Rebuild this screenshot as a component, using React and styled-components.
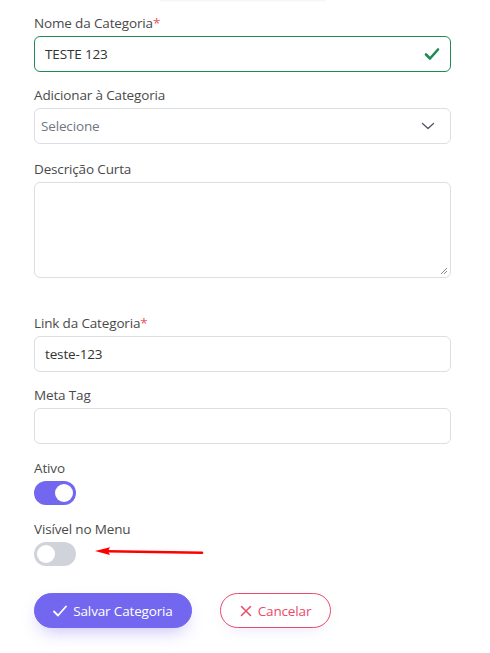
import React from "react";
import styled, { createGlobalStyle } from "styled-components";

const Global = createGlobalStyle`
  html, body { margin: 0; padding: 0; background: #fff; }
  body { font-family: "Open Sans", "Noto Sans", sans-serif; }
  * { box-sizing: border-box; }
`;

const Page = styled.div`
  position: relative;
  display: flex;
  flex-direction: column;
  width: 490px;
  height: 653px;
  padding: 13px 39px 0 34px;
  overflow: hidden;
`;

const TopShade = styled.div`
  position: absolute;
  top: 0;
  left: 160px;
  width: 166px;
  height: 2px;
  background: linear-gradient(#f4f4f6, #fff);
`;

const Group = styled.div`
  display: flex;
  flex-direction: column;
  margin-top: ${(p) => p.$mt ?? 0}px;
  margin-bottom: ${(p) => p.$mb ?? 13}px;
`;

const Label = styled.label`
  font-size: 13.5px;
  line-height: 20px;
  color: #4a4a4a;
  margin-bottom: 3px;
  letter-spacing: -0.15px;
`;

const Req = styled.span`
  color: #ea5455;
`;

const Field = styled.div`
  position: relative;
  display: flex;
  align-items: center;
  height: 36px;
  border: 1px solid ${(p) => (p.$valid ? "#1f8a55" : "#dcdee3")};
  border-radius: 6px;
  padding: 0 10px;
  font-size: 13.5px;
  letter-spacing: -0.15px;
  color: ${(p) => (p.$placeholder ? "#707784" : "#333")};
  padding-left: ${(p) => (p.$placeholder ? 6 : 10)}px;
  justify-content: space-between;
`;

const TextArea = styled.div`
  position: relative;
  height: 96px;
  border: 1px solid #dcdee3;
  border-radius: 6px;
`;

const Grip = styled.svg`
  position: absolute;
  right: 2px;
  bottom: 2px;
`;

const Switch = styled.div`
  width: 42px;
  height: 24px;
  border-radius: 12px;
  background: ${(p) => (p.$on ? "#7367f0" : "#d0d4da")};
  display: flex;
  align-items: center;
  justify-content: ${(p) => (p.$on ? "flex-end" : "flex-start")};
  padding: 0 3px;
`;

const Knob = styled.div`
  width: 18px;
  height: 18px;
  border-radius: 50%;
  background: #fff;
`;

const Actions = styled.div`
  display: flex;
  gap: 28px;
  margin-top: 13px;
`;

const Btn = styled.button`
  display: flex;
  align-items: center;
  justify-content: center;
  gap: 6px;
  height: 35px;
  border-radius: 18px;
  font-family: inherit;
  font-size: 13.5px;
  letter-spacing: -0.15px;
  padding: 0;
  width: ${(p) => p.$w}px;
  background: ${(p) => (p.$primary ? "#7367f0" : "#fff")};
  color: ${(p) => (p.$primary ? "#fff" : "#ea4a6a")};
  border: 1px solid ${(p) => (p.$primary ? "#7367f0" : "#ea4a6a")};
  box-shadow: ${(p) =>
    p.$primary
      ? "0 8px 18px -6px rgba(115,103,240,0.45)"
      : "0 6px 16px -8px rgba(115,103,240,0.25)"};
`;

const Arrow = styled.svg`
  position: absolute;
  left: 93px;
  top: 544px;
`;

export default function App() {
  return (
    <>
      <Global />
      <Page>
        <TopShade />
        <Group>
          <Label>
            Nome da Categoria<Req>*</Req>
          </Label>
          <Field $valid>
            TESTE 123
            <svg width="16" height="14" viewBox="0 0 16 14">
              <path d="M2 7.5 L6 11.5 L14 2.5" fill="none" stroke="#1f8a55" strokeWidth="2.6" strokeLinecap="round" strokeLinejoin="round" />
            </svg>
          </Field>
        </Group>
        <Group>
          <Label>Adicionar à Categoria</Label>
          <Field $placeholder>
            Selecione
            <svg width="16" height="16" viewBox="0 0 16 16" style={{ marginRight: 4 }}>
              <path d="M2.5 5.5 L8 10.5 L13.5 5.5" fill="none" stroke="#555b66" strokeWidth="1.4" strokeLinecap="round" strokeLinejoin="round" />
            </svg>
          </Field>
        </Group>
        <Group $mt={2} $mb={35}>
          <Label>Descrição Curta</Label>
          <TextArea>
            <Grip width="8" height="8" viewBox="0 0 8 8">
              <path d="M7 1 L1 7 M7 4 L4 7" stroke="#8a8a8a" strokeWidth="1" />
            </Grip>
          </TextArea>
        </Group>
        <Group>
          <Label>
            Link da Categoria<Req>*</Req>
          </Label>
          <Field>teste-123</Field>
        </Group>
        <Group $mb={14}>
          <Label>Meta Tag</Label>
          <Field />
        </Group>
        <Group $mb={14}>
          <Label>Ativo</Label>
          <Switch $on>
            <Knob />
          </Switch>
        </Group>
        <Group $mb={14}>
          <Label>Visível no Menu</Label>
          <Switch>
            <Knob />
          </Switch>
        </Group>
        <Actions>
          <Btn $primary $w={158}>
            <svg width="14" height="12" viewBox="0 0 14 12">
              <path d="M1 6.5 L5 10.5 L13 1.5" fill="none" stroke="#fff" strokeWidth="1.8" strokeLinecap="round" strokeLinejoin="round" />
            </svg>
            Salvar Categoria
          </Btn>
          <Btn $w={111}>
            <svg width="12" height="12" viewBox="0 0 12 12">
              <path d="M1.5 1.5 L10.5 10.5 M10.5 1.5 L1.5 10.5" fill="none" stroke="#ea4a6a" strokeWidth="1.5" strokeLinecap="round" />
            </svg>
            Cancelar
          </Btn>
        </Actions>
        <Arrow width="112" height="16" viewBox="0 0 112 16">
          <path d="M14 7.2 L109 8.8" stroke="#f00" strokeWidth="2.6" strokeLinecap="round" />
          <path d="M2 7 L17 3.2 L15 7.2 L17 11 Z" fill="#f00" />
        </Arrow>
      </Page>
    </>
  );
}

[What you are asked to do]: Return all lines containing the word "React".

[Response]:
Rebuild this screenshot as a component, using React and styled-components.
import React from "react";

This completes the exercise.